A new private catastrophe bond has been issued through the Willis Towers Watson owned platform Resilience Re Ltd., in the form of a $60 million Resilience Re Ltd. (Series 1812A) zero coupon arrangement that will be providing an unknown sponsor with collateralized reinsurance protection.
Resilience Re Ltd. is the private cat bond, or cat bond lite, issuance platform that set up by the Willis Towers Watson Securities team as a way to help ceding companies gain access to capital markets backed reinsurance capacity in an efficient manner.
The platform has been well used so far, with now eight Resilience Re transactions listed in our catastrophe bond Deal Directory since the first issuance in late 2015.
This new private Resilience Re cat bond deal was actually issued in February but the listing has only just come to light on the Bermuda Stock Exchange (BSX).
A single $60 million Series 1812A tranche of zero coupon notes has been issued by Resilience Re, likely providing a sponsor with fully collateralized property catastrophe reinsurance coverage.

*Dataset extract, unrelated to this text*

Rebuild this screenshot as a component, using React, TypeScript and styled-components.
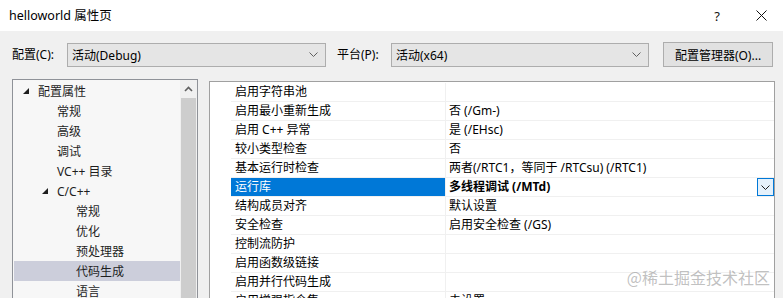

The $60 million of zero coupon notes are due for maturity in October 2019, so this deal could cover a year and a half or almost two wind seasons (if they cover named storms) for a sponsor, perhaps.
The notes have been privately placed with qualified investors and then listed on the BSX as Section V – Insurance Related Securities.

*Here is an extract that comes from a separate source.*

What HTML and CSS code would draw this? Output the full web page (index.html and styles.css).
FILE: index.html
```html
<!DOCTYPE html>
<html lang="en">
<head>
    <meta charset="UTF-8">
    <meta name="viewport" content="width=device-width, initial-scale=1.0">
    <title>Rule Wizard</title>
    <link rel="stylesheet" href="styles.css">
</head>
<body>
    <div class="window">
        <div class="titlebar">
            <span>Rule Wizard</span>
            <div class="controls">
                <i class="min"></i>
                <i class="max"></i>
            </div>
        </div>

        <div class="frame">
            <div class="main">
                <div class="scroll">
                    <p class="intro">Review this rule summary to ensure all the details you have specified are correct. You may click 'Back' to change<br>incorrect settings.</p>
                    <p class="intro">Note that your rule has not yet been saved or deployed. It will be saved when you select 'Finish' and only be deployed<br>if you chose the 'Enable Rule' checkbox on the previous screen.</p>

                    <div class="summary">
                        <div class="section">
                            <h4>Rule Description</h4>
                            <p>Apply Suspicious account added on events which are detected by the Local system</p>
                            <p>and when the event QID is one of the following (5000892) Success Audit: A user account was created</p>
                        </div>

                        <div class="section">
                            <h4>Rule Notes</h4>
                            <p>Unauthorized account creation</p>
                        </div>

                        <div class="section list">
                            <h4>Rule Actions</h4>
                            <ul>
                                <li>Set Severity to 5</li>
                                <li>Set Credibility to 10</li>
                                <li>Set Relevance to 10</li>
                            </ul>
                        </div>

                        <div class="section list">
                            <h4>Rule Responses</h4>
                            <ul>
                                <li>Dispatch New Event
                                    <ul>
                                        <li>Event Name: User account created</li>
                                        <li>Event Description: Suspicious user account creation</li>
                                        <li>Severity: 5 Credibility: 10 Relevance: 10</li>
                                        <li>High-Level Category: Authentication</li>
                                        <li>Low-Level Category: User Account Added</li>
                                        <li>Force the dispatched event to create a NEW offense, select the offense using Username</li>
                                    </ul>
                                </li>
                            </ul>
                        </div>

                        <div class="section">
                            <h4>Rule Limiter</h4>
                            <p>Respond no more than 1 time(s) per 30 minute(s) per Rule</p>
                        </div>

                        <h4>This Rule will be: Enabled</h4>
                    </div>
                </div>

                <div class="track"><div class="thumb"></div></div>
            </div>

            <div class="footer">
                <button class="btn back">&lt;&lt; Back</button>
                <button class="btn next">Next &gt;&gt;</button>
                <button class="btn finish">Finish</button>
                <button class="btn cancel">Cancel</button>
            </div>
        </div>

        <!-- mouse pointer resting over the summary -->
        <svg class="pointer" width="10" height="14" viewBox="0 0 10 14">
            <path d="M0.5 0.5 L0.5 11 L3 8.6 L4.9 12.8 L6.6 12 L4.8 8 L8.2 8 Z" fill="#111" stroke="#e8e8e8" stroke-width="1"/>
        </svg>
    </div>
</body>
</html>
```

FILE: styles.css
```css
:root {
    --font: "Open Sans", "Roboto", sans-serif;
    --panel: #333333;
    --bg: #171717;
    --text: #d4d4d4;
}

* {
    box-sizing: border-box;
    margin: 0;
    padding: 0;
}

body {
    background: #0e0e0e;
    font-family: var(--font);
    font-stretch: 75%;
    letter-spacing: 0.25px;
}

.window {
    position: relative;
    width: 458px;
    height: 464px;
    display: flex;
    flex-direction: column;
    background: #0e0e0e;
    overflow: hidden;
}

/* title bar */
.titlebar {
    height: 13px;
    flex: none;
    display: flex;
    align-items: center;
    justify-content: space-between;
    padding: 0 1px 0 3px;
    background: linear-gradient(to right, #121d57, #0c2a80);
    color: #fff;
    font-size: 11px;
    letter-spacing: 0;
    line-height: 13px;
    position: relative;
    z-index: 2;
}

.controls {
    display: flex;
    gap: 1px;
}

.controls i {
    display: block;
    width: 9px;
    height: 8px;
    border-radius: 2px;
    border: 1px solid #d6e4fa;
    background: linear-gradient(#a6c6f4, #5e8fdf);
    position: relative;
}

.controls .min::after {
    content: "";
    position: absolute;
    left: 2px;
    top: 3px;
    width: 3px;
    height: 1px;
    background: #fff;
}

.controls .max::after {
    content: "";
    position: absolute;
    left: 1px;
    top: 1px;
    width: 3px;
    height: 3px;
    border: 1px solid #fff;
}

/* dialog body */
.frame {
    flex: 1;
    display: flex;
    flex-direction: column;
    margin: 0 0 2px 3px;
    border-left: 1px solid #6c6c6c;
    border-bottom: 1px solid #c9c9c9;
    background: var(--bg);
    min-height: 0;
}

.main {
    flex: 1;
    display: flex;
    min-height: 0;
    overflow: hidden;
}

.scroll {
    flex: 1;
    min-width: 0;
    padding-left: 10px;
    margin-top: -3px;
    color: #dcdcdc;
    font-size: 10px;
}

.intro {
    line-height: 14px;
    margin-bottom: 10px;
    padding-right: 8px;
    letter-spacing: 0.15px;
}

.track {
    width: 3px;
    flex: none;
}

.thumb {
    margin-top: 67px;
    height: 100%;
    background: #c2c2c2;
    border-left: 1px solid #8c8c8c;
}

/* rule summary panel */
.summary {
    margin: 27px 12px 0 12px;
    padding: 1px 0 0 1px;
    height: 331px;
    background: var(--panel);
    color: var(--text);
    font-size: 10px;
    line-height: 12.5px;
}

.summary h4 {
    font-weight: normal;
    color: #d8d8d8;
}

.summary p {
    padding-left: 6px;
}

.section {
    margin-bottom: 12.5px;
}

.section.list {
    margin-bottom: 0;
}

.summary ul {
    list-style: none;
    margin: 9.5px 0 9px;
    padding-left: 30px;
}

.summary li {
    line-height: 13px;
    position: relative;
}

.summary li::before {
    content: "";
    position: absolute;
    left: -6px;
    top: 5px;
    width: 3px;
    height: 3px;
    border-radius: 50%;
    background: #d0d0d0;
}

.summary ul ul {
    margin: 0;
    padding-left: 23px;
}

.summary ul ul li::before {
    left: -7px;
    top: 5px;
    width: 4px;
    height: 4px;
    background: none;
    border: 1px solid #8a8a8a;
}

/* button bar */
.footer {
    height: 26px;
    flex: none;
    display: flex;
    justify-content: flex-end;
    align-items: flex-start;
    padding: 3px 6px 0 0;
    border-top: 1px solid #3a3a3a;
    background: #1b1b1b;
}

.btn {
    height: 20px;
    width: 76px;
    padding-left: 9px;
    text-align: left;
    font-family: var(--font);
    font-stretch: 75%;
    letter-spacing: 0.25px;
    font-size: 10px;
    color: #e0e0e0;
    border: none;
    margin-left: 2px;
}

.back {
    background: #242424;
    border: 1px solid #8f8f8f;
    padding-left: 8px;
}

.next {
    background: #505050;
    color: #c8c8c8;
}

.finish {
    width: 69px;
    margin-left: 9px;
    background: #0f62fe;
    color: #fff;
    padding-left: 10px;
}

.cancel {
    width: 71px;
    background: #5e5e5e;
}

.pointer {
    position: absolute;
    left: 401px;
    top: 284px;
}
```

Details are scant, as ever, with this latest private Resilience Re cat bond, but we assume the sponsor is benefitting from efficient access to collateralized reinsurance cover from the capital markets for losses from certain property catastrophe reinsurance exposures.
Willis Towers Watson Securities will have provided the service roles of lead structuring agent and bookrunner for this private cat bond, enabling the sponsor and investors to transact, transforming a reinsurance arrangement into a securitised cat bond note with secondary liquidity also a possibility.
The discounted zero coupon note structure used in this and many other similar transactions has benefits for both sponsors and investors. The sponsor essentially funds the reinsurance premium up front, providing the investor with a form of leverage, which can even result in keener pricing and enhanced transactional efficiency.
It will not be fully included in all of our catastrophe bond and ILS market statistics due to the lack of available information.